Pages as source code:

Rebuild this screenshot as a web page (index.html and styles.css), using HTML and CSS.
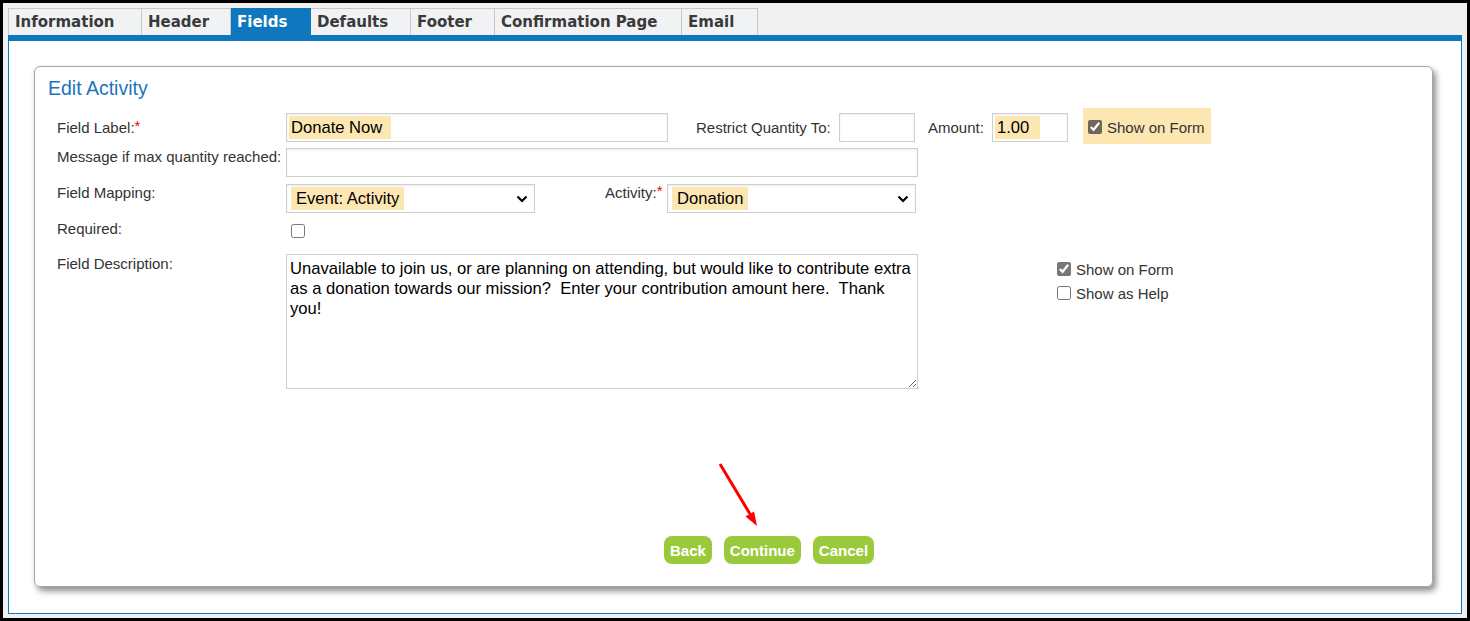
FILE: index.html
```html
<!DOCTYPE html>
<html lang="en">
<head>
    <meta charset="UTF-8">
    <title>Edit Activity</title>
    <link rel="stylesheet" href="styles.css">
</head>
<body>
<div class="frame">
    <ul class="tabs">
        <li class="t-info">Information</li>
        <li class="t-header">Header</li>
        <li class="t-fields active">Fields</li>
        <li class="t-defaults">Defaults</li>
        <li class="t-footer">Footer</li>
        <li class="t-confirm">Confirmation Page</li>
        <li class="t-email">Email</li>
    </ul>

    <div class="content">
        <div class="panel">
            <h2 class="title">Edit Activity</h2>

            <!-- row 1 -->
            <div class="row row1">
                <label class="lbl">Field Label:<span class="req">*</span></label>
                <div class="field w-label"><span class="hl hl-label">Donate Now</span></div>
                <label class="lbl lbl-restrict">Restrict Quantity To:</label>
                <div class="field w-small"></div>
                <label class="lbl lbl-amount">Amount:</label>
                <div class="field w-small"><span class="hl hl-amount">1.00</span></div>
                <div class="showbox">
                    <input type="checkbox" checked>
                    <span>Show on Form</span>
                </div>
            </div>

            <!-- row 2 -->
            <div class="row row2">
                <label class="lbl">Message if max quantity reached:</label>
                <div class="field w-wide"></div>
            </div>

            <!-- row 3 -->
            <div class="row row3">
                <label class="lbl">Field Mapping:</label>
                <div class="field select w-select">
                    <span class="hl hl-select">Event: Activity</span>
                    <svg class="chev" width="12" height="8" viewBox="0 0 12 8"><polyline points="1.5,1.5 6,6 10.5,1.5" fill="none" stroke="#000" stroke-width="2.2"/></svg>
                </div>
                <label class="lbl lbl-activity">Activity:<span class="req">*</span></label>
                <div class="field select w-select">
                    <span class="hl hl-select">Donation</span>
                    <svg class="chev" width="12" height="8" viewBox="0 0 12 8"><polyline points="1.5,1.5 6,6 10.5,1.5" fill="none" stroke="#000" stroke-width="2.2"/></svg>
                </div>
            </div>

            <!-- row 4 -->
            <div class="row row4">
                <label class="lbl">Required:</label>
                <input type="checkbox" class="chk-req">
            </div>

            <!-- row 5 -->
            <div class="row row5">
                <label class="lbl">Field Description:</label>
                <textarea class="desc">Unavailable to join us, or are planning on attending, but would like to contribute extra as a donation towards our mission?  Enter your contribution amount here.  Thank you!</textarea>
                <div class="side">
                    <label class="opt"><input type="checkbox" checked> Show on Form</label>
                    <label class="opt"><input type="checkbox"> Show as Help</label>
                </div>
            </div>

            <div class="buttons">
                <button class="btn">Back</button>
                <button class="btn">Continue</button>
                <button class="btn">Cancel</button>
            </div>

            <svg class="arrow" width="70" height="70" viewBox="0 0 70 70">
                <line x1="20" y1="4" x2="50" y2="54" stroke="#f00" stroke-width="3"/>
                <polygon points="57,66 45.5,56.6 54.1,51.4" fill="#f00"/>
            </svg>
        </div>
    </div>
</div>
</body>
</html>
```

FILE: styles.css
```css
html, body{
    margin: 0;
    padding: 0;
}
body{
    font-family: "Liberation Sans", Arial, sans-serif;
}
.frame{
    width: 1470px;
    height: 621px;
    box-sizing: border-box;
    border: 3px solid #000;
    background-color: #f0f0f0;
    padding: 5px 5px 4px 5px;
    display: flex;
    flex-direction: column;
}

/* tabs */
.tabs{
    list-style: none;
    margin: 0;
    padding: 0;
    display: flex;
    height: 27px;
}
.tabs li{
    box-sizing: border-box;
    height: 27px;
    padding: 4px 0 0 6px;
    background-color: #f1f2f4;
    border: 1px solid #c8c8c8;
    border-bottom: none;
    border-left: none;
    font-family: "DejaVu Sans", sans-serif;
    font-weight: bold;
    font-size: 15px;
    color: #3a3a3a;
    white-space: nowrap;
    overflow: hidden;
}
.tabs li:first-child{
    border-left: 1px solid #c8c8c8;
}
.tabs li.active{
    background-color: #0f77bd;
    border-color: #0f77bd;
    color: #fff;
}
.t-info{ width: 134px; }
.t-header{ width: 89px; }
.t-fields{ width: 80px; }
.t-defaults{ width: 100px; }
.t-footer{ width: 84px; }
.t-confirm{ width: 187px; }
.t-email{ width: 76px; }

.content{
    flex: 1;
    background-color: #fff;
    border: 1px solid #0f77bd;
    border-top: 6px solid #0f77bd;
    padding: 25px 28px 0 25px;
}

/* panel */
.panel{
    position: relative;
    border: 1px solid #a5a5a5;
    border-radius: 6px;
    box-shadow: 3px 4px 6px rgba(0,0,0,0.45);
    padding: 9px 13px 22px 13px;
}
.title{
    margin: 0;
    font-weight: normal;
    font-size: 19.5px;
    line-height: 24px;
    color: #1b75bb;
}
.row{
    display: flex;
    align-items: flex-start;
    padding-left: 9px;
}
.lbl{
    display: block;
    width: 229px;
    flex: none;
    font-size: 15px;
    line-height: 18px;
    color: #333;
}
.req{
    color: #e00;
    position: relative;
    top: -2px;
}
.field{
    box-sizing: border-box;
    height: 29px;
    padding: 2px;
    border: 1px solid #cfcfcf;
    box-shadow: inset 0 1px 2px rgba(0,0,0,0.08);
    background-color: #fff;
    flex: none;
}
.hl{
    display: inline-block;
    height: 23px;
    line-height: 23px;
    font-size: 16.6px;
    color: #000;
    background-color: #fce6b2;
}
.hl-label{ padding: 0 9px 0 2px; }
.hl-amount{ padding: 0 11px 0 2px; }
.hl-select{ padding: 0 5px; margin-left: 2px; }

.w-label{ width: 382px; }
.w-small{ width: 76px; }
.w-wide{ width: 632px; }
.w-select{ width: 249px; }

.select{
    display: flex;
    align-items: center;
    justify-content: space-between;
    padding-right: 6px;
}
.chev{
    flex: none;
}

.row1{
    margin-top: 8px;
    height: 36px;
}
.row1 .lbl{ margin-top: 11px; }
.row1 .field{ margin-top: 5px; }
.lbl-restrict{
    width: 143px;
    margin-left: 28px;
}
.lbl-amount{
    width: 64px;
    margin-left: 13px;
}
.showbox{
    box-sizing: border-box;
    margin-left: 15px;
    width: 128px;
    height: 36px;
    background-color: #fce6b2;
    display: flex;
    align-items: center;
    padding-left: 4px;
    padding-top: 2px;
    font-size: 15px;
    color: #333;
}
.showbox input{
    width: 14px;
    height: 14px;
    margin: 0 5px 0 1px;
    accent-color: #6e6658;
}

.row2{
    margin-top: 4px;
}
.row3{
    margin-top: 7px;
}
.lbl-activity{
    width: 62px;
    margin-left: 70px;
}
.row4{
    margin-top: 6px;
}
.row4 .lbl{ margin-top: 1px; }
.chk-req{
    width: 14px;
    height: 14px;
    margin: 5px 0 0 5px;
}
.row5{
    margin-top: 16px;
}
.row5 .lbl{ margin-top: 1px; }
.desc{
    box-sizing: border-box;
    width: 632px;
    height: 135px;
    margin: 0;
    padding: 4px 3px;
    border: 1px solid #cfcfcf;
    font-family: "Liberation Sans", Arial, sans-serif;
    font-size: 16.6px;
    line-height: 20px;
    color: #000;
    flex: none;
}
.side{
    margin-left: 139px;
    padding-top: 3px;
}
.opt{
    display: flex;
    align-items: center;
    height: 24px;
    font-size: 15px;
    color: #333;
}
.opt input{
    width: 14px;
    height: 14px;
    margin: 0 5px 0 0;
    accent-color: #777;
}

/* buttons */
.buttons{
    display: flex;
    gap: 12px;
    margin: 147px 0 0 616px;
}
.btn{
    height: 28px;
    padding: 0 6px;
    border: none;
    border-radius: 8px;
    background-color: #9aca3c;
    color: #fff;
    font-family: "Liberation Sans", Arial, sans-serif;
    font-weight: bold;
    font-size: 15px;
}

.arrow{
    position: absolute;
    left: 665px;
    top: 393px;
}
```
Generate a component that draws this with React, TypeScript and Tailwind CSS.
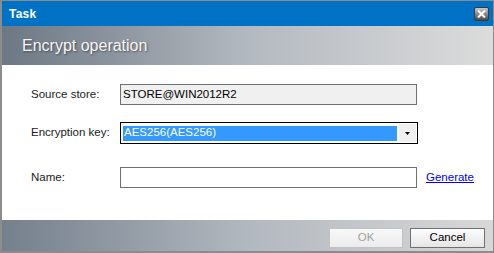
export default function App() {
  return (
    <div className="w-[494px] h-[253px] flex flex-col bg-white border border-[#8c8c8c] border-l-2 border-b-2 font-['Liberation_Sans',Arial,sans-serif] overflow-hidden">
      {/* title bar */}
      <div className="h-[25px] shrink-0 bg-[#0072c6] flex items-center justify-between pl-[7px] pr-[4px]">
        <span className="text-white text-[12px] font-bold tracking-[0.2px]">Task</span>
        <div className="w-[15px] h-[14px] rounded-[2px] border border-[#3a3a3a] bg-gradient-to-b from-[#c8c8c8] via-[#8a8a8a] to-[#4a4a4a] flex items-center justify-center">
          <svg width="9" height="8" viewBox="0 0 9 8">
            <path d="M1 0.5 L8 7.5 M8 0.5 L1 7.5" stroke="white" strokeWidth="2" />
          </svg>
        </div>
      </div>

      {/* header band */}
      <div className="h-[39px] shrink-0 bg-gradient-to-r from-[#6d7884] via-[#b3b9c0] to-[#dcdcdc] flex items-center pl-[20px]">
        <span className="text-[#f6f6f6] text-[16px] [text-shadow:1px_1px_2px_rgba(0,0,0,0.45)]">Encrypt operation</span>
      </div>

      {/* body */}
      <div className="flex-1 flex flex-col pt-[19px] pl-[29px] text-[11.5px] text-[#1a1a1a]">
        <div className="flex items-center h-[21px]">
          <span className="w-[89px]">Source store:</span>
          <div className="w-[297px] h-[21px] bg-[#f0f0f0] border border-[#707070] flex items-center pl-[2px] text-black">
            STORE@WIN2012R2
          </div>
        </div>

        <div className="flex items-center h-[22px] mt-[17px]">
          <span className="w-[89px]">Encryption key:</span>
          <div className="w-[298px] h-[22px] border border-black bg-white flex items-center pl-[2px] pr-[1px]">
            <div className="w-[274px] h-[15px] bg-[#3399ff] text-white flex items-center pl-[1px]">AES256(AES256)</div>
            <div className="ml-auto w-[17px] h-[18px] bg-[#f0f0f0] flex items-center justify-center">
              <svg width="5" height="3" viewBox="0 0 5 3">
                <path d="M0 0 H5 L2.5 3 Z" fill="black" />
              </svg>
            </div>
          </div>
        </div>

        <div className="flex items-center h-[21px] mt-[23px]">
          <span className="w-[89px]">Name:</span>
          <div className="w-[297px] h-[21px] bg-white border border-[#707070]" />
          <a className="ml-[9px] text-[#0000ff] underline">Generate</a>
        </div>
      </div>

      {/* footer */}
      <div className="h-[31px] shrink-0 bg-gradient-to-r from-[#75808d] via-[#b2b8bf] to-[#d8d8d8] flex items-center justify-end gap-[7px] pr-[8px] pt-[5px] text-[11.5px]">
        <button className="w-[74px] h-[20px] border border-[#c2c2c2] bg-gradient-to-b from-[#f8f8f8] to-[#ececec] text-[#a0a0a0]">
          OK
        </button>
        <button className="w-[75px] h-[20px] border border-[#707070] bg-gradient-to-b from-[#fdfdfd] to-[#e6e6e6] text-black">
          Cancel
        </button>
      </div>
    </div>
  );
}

Stated problem: Select every line of the material above holding the word "this" and copy it.

Response to the task:
Rebuild this screenshot as a web page (index.html and styles.css), using HTML and CSS.
Generate a component that draws this with React, TypeScript and Tailwind CSS.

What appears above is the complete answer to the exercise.